A lack of fizz makes me so lemoncholy
The lemonade is better in France and Italy than it is in Britain. You may not have noticed this, being struck, if you visited either country, by the superiority of the weather, the food, the figures, the suntans, the clothes, the ooh la las, and the ciao bellas. But once you get over all that, the lemonade really is splendid. I am not talking about freshly squeezed pressés or fragrant beverages from Sicilian groves, but just cans of fizzy drink.
In Italy they have Lemon Soda and in France they have Gini and they're both so zingy and sour and refreshing in contrast with the sugary nonsense that we have here.
In fact, I discover with outrage that Gini was once sold in Britain, wasn't popular and retreated back to France much as the Normans didn't. What's wrong with us? I thought that, courtesy of Jamie Oliver, we had the world's most sophisticated palates now.

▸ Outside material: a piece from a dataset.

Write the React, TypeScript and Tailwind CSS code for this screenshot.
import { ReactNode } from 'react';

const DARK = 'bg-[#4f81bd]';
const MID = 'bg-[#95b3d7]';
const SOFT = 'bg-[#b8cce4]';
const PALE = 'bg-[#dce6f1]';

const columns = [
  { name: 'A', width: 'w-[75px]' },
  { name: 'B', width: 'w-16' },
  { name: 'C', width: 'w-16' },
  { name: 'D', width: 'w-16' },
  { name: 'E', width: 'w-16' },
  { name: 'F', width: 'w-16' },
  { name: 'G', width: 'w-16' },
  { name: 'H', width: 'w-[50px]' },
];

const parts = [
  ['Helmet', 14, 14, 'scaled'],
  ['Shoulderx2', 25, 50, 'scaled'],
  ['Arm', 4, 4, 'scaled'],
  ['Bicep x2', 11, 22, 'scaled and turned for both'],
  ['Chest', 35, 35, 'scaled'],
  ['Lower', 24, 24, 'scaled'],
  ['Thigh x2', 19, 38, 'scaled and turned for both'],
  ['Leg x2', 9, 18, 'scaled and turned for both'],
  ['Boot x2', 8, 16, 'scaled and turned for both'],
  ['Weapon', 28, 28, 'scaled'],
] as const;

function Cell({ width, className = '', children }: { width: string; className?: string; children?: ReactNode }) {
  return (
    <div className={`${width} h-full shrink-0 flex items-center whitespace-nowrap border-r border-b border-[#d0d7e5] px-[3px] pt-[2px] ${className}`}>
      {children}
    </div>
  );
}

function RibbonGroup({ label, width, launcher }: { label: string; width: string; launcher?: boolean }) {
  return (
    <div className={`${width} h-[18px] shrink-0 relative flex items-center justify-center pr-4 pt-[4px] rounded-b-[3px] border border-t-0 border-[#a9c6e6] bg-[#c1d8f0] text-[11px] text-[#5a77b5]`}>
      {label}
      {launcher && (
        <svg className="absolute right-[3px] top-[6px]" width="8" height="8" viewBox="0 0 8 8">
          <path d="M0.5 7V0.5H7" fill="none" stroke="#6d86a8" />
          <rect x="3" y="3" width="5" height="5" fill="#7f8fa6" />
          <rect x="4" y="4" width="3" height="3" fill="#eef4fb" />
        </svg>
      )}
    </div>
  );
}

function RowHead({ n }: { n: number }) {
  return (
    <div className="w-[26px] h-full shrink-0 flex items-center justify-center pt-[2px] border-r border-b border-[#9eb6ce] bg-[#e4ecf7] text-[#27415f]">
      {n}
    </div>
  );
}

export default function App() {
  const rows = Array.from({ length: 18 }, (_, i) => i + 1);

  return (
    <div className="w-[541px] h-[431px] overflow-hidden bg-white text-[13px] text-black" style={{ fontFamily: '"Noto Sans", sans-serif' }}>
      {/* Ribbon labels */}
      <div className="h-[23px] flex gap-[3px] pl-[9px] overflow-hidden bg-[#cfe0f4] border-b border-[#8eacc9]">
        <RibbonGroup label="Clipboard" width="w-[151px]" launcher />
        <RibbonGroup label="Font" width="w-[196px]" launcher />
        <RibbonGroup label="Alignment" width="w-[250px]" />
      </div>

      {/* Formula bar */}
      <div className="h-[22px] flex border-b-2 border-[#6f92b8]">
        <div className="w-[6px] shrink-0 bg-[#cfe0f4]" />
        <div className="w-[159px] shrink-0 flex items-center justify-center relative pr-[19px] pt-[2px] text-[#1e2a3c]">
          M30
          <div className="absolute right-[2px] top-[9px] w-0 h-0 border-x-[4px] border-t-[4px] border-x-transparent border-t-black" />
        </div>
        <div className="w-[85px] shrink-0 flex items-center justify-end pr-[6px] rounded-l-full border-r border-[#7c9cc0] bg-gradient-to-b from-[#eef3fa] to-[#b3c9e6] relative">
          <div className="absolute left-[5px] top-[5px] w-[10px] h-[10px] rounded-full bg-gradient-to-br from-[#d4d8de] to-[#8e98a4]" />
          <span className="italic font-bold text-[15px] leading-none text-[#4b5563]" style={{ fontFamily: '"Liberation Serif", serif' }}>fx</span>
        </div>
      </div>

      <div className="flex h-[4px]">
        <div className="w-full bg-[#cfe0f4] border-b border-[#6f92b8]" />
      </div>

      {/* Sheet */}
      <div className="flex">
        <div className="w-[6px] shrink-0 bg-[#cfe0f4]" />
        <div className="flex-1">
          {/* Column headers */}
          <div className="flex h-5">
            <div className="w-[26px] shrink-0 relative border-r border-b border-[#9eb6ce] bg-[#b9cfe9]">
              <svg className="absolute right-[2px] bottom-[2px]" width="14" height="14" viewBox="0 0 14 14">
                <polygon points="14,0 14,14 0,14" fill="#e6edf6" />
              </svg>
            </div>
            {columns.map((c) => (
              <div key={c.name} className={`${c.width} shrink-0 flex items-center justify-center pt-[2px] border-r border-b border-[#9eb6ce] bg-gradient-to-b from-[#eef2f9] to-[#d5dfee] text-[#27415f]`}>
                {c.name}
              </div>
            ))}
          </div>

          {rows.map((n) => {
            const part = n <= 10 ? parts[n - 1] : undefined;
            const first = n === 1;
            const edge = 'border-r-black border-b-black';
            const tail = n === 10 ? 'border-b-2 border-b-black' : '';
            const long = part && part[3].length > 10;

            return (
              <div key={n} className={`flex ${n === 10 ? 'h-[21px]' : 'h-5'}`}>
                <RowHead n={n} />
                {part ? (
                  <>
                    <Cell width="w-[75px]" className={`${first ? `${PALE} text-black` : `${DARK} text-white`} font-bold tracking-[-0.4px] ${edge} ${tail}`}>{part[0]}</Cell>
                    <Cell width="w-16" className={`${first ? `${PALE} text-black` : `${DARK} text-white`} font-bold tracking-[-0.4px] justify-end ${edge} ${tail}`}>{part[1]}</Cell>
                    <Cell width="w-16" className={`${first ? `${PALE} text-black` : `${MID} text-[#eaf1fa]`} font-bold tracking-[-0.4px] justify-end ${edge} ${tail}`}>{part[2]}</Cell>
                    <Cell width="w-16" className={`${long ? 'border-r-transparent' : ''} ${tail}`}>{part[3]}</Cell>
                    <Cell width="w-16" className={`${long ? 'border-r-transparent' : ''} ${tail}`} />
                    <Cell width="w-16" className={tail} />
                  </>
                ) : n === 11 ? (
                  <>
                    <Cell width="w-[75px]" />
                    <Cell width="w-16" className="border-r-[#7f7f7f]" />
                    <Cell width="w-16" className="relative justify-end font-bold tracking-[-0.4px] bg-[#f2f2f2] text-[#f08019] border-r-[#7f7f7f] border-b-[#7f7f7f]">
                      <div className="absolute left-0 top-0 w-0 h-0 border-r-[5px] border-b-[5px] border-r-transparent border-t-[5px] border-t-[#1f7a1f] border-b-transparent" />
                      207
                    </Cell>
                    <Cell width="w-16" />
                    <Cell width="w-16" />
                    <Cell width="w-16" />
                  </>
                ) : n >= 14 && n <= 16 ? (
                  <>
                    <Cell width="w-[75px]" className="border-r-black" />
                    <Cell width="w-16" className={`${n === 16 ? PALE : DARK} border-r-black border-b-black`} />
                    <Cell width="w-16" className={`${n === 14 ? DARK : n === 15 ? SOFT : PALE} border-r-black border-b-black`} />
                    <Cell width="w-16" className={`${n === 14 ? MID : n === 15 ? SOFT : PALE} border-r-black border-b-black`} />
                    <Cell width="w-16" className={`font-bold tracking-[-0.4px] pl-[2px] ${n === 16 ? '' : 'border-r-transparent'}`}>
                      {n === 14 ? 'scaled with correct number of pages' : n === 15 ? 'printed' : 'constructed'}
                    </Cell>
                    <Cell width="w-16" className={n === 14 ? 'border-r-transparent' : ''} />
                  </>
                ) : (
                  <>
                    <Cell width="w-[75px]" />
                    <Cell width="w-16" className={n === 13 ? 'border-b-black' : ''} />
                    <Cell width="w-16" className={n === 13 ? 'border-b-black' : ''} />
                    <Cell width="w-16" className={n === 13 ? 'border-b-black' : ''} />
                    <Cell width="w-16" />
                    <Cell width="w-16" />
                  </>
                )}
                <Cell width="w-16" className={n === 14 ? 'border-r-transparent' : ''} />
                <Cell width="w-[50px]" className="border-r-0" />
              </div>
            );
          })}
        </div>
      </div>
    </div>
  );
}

This summer, invest a euro in the citrus fizz and, on your return, petition your newsagent for a lemonade you can believe in. Write to Schweppes. Refuse to be fobbed off with 7Up. We get the beverages we deserve. People power: drink sour.
Beware of a cat in a hat
Japan's trains are unfeminist places. The carriages are full of chikan (loose translation: pervs). The practice of using one's high-tech phone to take pictures up skirts is so prevalent that it is illegal to make a mobile that photographs silently. So I should be pleased that the Kishigawa Line now employs one female among its 36 employees. She is a cat called Tama, who is formally employed as stationmaster and wears a uniform hat every day. A cat in a hat is an unlikely source of strength in the fight for equality, but I suppose that there's no point railing against sexism if one's going to be speciesist. Welcome to the sisterhood, Tama.